» **RAW DATA**
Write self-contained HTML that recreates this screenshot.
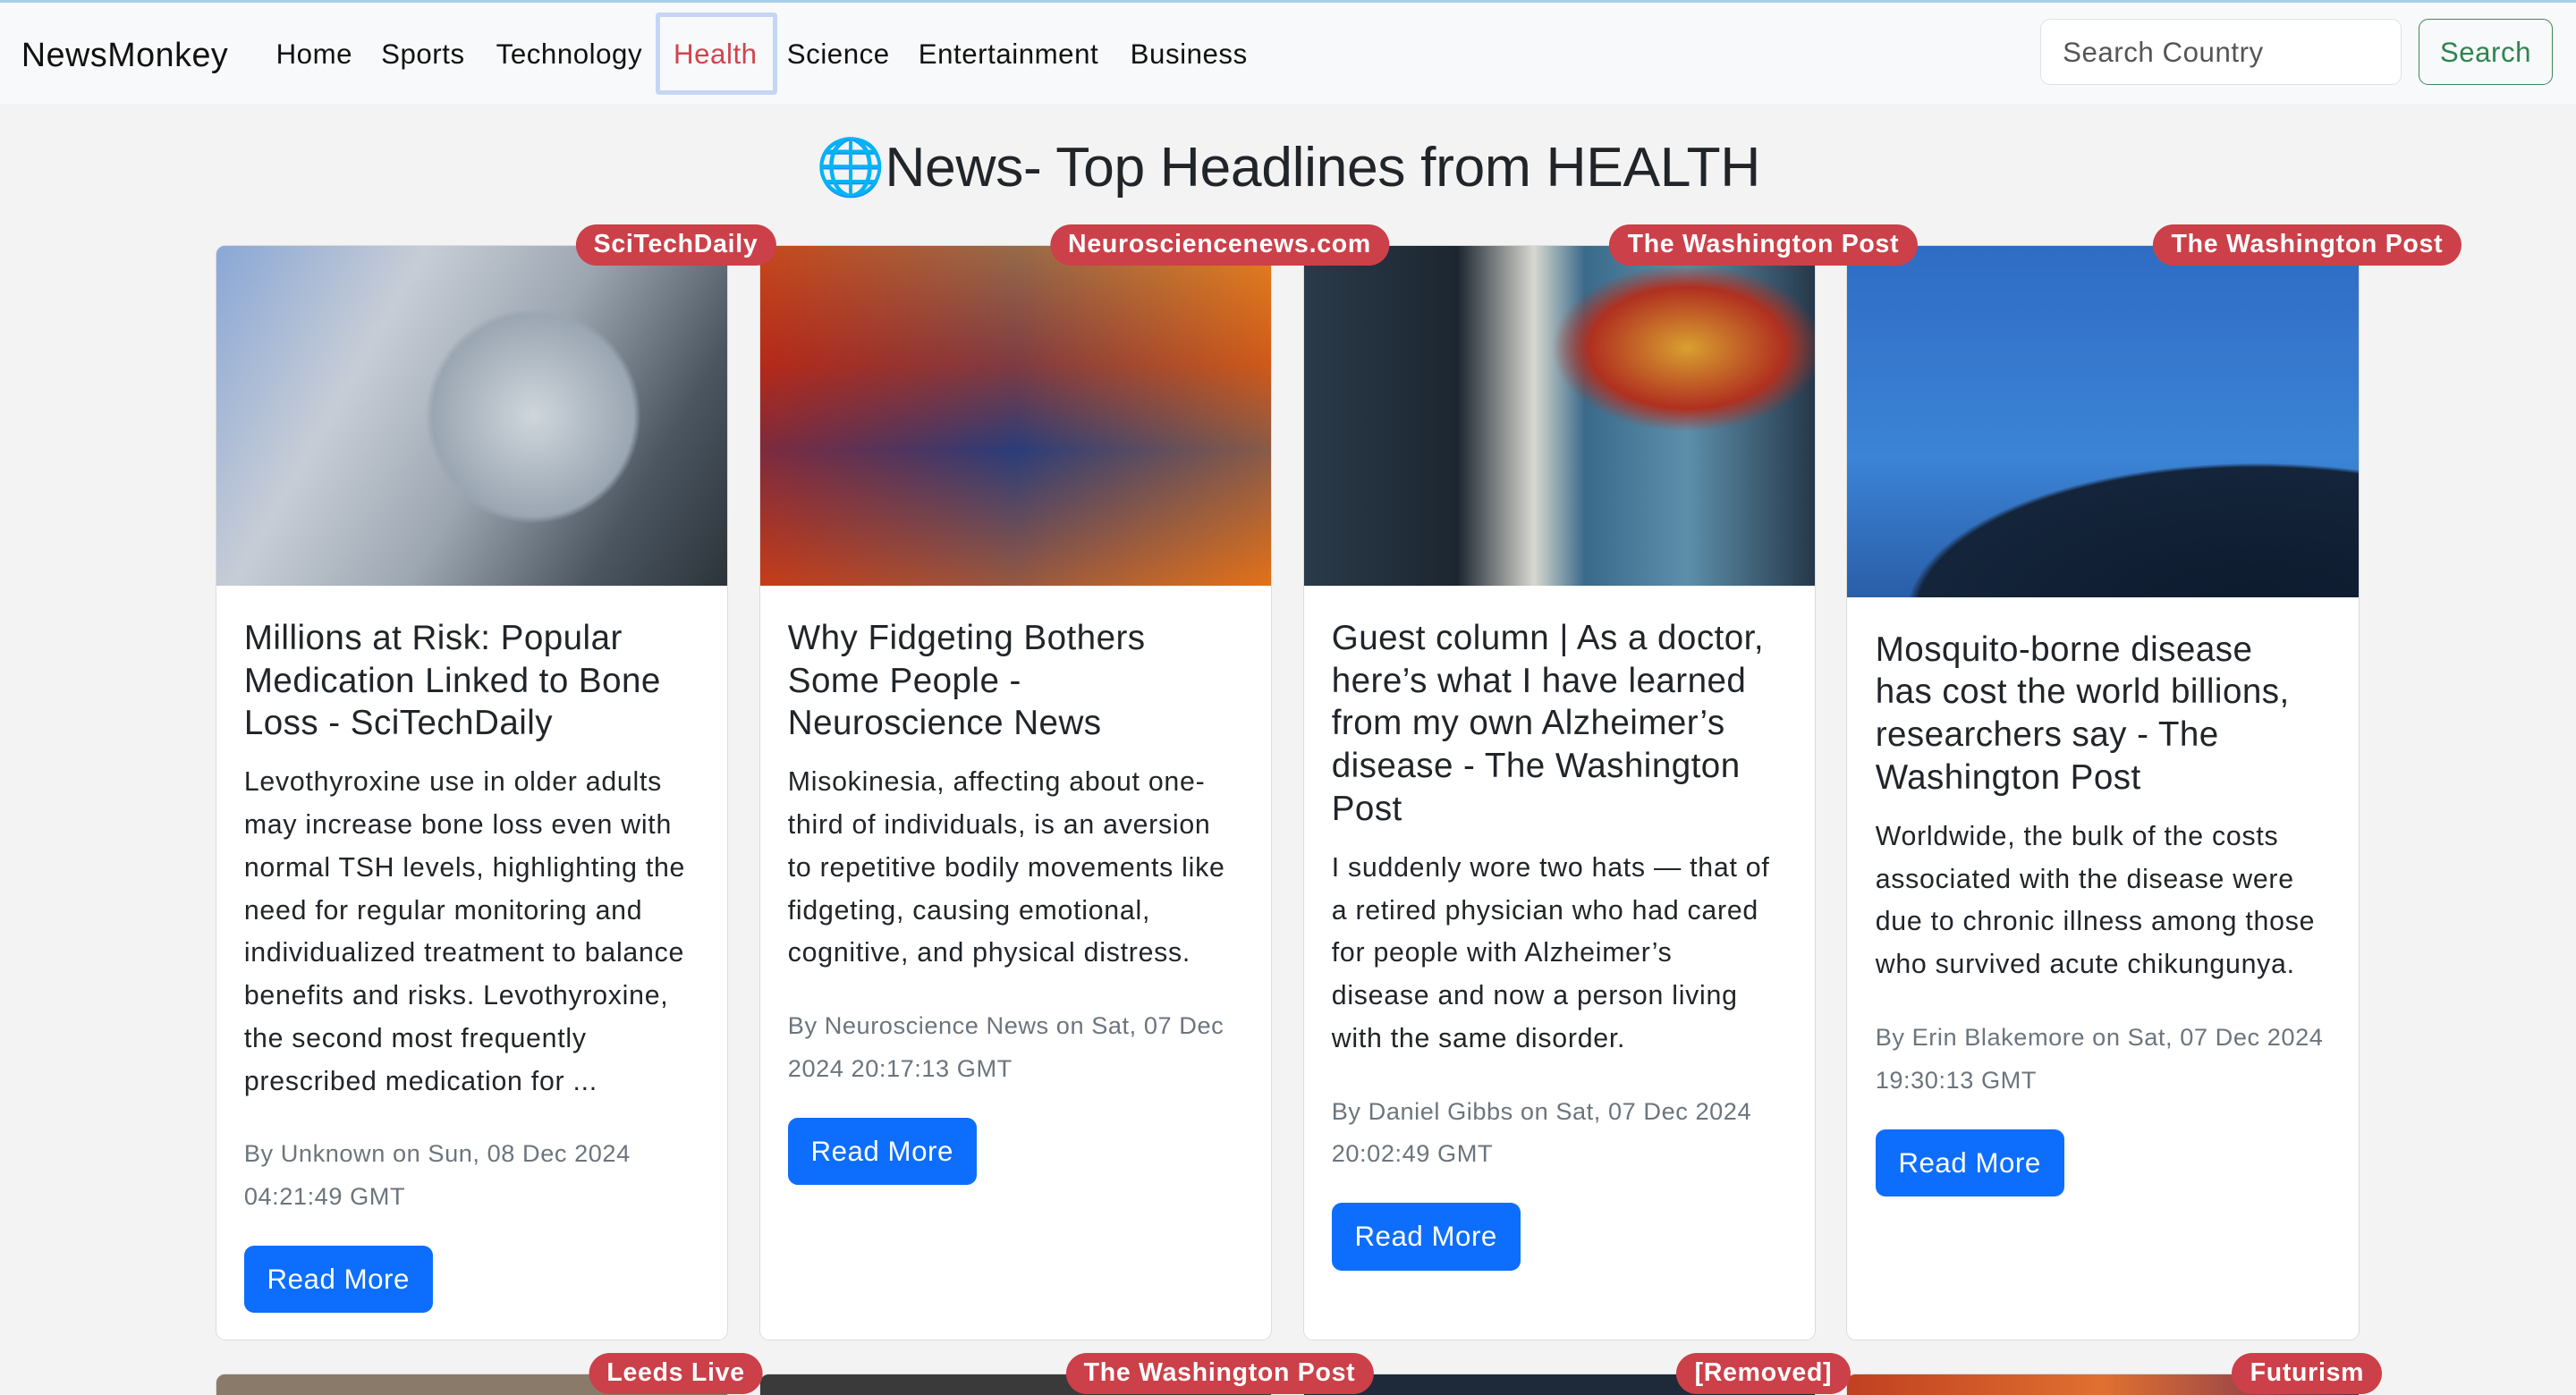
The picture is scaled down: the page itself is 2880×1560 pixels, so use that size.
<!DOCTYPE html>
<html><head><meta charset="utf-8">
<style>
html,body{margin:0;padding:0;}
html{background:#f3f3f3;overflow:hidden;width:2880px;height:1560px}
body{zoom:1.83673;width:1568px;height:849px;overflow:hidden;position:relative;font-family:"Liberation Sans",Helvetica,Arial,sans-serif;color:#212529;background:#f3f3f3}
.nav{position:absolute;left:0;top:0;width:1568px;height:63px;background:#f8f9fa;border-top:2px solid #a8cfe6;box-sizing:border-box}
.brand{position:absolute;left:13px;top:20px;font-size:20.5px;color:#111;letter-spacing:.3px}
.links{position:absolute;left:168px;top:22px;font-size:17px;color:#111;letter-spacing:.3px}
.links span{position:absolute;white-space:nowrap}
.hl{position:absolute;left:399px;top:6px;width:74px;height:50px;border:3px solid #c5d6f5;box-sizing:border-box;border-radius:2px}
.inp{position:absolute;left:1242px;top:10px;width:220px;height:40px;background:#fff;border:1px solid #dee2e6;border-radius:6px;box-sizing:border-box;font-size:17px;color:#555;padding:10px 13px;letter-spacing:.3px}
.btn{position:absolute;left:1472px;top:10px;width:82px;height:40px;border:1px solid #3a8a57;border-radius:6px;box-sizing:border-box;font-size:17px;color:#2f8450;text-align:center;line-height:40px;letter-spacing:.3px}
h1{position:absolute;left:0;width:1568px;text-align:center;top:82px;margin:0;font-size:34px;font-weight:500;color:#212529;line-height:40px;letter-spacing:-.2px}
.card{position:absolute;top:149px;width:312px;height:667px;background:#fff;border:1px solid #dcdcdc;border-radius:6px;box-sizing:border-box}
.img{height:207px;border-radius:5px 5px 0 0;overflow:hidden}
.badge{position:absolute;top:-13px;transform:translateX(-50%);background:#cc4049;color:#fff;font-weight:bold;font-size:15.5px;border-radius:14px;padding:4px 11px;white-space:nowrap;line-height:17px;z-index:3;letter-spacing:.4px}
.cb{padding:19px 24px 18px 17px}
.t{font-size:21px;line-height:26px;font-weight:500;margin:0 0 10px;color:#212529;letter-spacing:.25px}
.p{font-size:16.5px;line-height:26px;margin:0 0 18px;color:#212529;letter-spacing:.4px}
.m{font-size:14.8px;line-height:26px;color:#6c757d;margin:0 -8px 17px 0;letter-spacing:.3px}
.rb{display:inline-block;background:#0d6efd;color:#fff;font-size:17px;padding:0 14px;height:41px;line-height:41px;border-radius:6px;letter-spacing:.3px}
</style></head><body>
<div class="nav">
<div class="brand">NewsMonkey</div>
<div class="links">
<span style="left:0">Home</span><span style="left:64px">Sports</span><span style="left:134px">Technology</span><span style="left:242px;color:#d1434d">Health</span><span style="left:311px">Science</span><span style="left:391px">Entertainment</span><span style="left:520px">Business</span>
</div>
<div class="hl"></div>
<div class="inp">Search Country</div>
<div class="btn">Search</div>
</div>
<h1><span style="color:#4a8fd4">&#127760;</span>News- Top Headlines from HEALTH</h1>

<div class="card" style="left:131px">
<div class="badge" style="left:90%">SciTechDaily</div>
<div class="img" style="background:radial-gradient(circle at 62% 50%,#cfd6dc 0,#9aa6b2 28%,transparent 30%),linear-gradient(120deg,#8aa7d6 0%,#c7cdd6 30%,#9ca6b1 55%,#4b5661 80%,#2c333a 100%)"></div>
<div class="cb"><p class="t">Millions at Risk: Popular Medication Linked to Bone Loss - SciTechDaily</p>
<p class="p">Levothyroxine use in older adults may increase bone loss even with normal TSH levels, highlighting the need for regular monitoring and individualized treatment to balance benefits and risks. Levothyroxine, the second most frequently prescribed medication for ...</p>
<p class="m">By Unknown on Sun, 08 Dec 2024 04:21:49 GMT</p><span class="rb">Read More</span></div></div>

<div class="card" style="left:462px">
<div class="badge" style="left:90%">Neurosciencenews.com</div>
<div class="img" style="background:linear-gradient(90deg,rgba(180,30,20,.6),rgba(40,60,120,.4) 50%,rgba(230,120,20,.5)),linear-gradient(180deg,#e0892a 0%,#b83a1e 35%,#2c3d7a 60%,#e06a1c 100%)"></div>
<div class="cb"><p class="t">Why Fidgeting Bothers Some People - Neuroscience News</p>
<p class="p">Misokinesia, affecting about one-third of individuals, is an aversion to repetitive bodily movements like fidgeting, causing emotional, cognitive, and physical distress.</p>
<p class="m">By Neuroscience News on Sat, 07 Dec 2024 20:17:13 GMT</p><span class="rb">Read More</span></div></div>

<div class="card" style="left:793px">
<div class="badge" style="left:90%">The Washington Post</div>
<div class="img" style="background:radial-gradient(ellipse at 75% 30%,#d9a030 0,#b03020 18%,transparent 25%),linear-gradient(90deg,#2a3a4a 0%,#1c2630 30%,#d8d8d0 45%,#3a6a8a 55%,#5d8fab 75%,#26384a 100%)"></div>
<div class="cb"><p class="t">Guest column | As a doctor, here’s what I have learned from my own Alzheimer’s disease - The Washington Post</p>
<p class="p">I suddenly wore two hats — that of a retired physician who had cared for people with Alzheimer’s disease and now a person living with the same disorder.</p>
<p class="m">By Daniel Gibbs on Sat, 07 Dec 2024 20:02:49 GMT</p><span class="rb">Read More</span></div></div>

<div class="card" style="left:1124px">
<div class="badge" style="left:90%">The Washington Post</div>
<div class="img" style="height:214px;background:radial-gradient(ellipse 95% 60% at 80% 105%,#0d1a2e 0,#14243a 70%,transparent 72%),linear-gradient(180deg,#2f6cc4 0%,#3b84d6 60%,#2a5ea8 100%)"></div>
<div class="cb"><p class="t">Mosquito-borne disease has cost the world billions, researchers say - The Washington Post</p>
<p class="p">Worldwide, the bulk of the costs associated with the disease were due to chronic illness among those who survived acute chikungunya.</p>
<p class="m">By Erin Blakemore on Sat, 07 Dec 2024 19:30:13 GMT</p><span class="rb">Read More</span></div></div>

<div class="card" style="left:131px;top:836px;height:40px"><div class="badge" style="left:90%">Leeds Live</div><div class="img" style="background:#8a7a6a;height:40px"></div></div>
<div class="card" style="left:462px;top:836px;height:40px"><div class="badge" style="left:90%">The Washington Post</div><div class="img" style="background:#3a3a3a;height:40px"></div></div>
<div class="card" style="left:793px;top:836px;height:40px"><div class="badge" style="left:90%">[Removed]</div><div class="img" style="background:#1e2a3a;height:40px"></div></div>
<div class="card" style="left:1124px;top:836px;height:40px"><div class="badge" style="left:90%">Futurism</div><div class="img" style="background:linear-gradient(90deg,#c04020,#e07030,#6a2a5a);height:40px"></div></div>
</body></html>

» **GIVEN INSTRUCTION**
Repeat the listing verbatim. Skip the pictures.

» **TASK SOLUTION**
Write self-contained HTML that recreates this screenshot.
The picture is scaled down: the page itself is 2880×1560 pixels, so use that size.
<!DOCTYPE html>
<html><head><meta charset="utf-8">
<style>
html,body{margin:0;padding:0;}
html{background:#f3f3f3;overflow:hidden;width:2880px;height:1560px}
body{zoom:1.83673;width:1568px;height:849px;overflow:hidden;position:relative;font-family:"Liberation Sans",Helvetica,Arial,sans-serif;color:#212529;background:#f3f3f3}
.nav{position:absolute;left:0;top:0;width:1568px;height:63px;background:#f8f9fa;border-top:2px solid #a8cfe6;box-sizing:border-box}
.brand{position:absolute;left:13px;top:20px;font-size:20.5px;color:#111;letter-spacing:.3px}
.links{position:absolute;left:168px;top:22px;font-size:17px;color:#111;letter-spacing:.3px}
.links span{position:absolute;white-space:nowrap}
.hl{position:absolute;left:399px;top:6px;width:74px;height:50px;border:3px solid #c5d6f5;box-sizing:border-box;border-radius:2px}
.inp{position:absolute;left:1242px;top:10px;width:220px;height:40px;background:#fff;border:1px solid #dee2e6;border-radius:6px;box-sizing:border-box;font-size:17px;color:#555;padding:10px 13px;letter-spacing:.3px}
.btn{position:absolute;left:1472px;top:10px;width:82px;height:40px;border:1px solid #3a8a57;border-radius:6px;box-sizing:border-box;font-size:17px;color:#2f8450;text-align:center;line-height:40px;letter-spacing:.3px}
h1{position:absolute;left:0;width:1568px;text-align:center;top:82px;margin:0;font-size:34px;font-weight:500;color:#212529;line-height:40px;letter-spacing:-.2px}
.card{position:absolute;top:149px;width:312px;height:667px;background:#fff;border:1px solid #dcdcdc;border-radius:6px;box-sizing:border-box}
.img{height:207px;border-radius:5px 5px 0 0;overflow:hidden}
.badge{position:absolute;top:-13px;transform:translateX(-50%);background:#cc4049;color:#fff;font-weight:bold;font-size:15.5px;border-radius:14px;padding:4px 11px;white-space:nowrap;line-height:17px;z-index:3;letter-spacing:.4px}
.cb{padding:19px 24px 18px 17px}
.t{font-size:21px;line-height:26px;font-weight:500;margin:0 0 10px;color:#212529;letter-spacing:.25px}
.p{font-size:16.5px;line-height:26px;margin:0 0 18px;color:#212529;letter-spacing:.4px}
.m{font-size:14.8px;line-height:26px;color:#6c757d;margin:0 -8px 17px 0;letter-spacing:.3px}
.rb{display:inline-block;background:#0d6efd;color:#fff;font-size:17px;padding:0 14px;height:41px;line-height:41px;border-radius:6px;letter-spacing:.3px}
</style></head><body>
<div class="nav">
<div class="brand">NewsMonkey</div>
<div class="links">
<span style="left:0">Home</span><span style="left:64px">Sports</span><span style="left:134px">Technology</span><span style="left:242px;color:#d1434d">Health</span><span style="left:311px">Science</span><span style="left:391px">Entertainment</span><span style="left:520px">Business</span>
</div>
<div class="hl"></div>
<div class="inp">Search Country</div>
<div class="btn">Search</div>
</div>
<h1><span style="color:#4a8fd4">&#127760;</span>News- Top Headlines from HEALTH</h1>

<div class="card" style="left:131px">
<div class="badge" style="left:90%">SciTechDaily</div>
<div class="img" style="background:radial-gradient(circle at 62% 50%,#cfd6dc 0,#9aa6b2 28%,transparent 30%),linear-gradient(120deg,#8aa7d6 0%,#c7cdd6 30%,#9ca6b1 55%,#4b5661 80%,#2c333a 100%)"></div>
<div class="cb"><p class="t">Millions at Risk: Popular Medication Linked to Bone Loss - SciTechDaily</p>
<p class="p">Levothyroxine use in older adults may increase bone loss even with normal TSH levels, highlighting the need for regular monitoring and individualized treatment to balance benefits and risks. Levothyroxine, the second most frequently prescribed medication for ...</p>
<p class="m">By Unknown on Sun, 08 Dec 2024 04:21:49 GMT</p><span class="rb">Read More</span></div></div>

<div class="card" style="left:462px">
<div class="badge" style="left:90%">Neurosciencenews.com</div>
<div class="img" style="background:linear-gradient(90deg,rgba(180,30,20,.6),rgba(40,60,120,.4) 50%,rgba(230,120,20,.5)),linear-gradient(180deg,#e0892a 0%,#b83a1e 35%,#2c3d7a 60%,#e06a1c 100%)"></div>
<div class="cb"><p class="t">Why Fidgeting Bothers Some People - Neuroscience News</p>
<p class="p">Misokinesia, affecting about one-third of individuals, is an aversion to repetitive bodily movements like fidgeting, causing emotional, cognitive, and physical distress.</p>
<p class="m">By Neuroscience News on Sat, 07 Dec 2024 20:17:13 GMT</p><span class="rb">Read More</span></div></div>

<div class="card" style="left:793px">
<div class="badge" style="left:90%">The Washington Post</div>
<div class="img" style="background:radial-gradient(ellipse at 75% 30%,#d9a030 0,#b03020 18%,transparent 25%),linear-gradient(90deg,#2a3a4a 0%,#1c2630 30%,#d8d8d0 45%,#3a6a8a 55%,#5d8fab 75%,#26384a 100%)"></div>
<div class="cb"><p class="t">Guest column | As a doctor, here’s what I have learned from my own Alzheimer’s disease - The Washington Post</p>
<p class="p">I suddenly wore two hats — that of a retired physician who had cared for people with Alzheimer’s disease and now a person living with the same disorder.</p>
<p class="m">By Daniel Gibbs on Sat, 07 Dec 2024 20:02:49 GMT</p><span class="rb">Read More</span></div></div>

<div class="card" style="left:1124px">
<div class="badge" style="left:90%">The Washington Post</div>
<div class="img" style="height:214px;background:radial-gradient(ellipse 95% 60% at 80% 105%,#0d1a2e 0,#14243a 70%,transparent 72%),linear-gradient(180deg,#2f6cc4 0%,#3b84d6 60%,#2a5ea8 100%)"></div>
<div class="cb"><p class="t">Mosquito-borne disease has cost the world billions, researchers say - The Washington Post</p>
<p class="p">Worldwide, the bulk of the costs associated with the disease were due to chronic illness among those who survived acute chikungunya.</p>
<p class="m">By Erin Blakemore on Sat, 07 Dec 2024 19:30:13 GMT</p><span class="rb">Read More</span></div></div>

<div class="card" style="left:131px;top:836px;height:40px"><div class="badge" style="left:90%">Leeds Live</div><div class="img" style="background:#8a7a6a;height:40px"></div></div>
<div class="card" style="left:462px;top:836px;height:40px"><div class="badge" style="left:90%">The Washington Post</div><div class="img" style="background:#3a3a3a;height:40px"></div></div>
<div class="card" style="left:793px;top:836px;height:40px"><div class="badge" style="left:90%">[Removed]</div><div class="img" style="background:#1e2a3a;height:40px"></div></div>
<div class="card" style="left:1124px;top:836px;height:40px"><div class="badge" style="left:90%">Futurism</div><div class="img" style="background:linear-gradient(90deg,#c04020,#e07030,#6a2a5a);height:40px"></div></div>
</body></html>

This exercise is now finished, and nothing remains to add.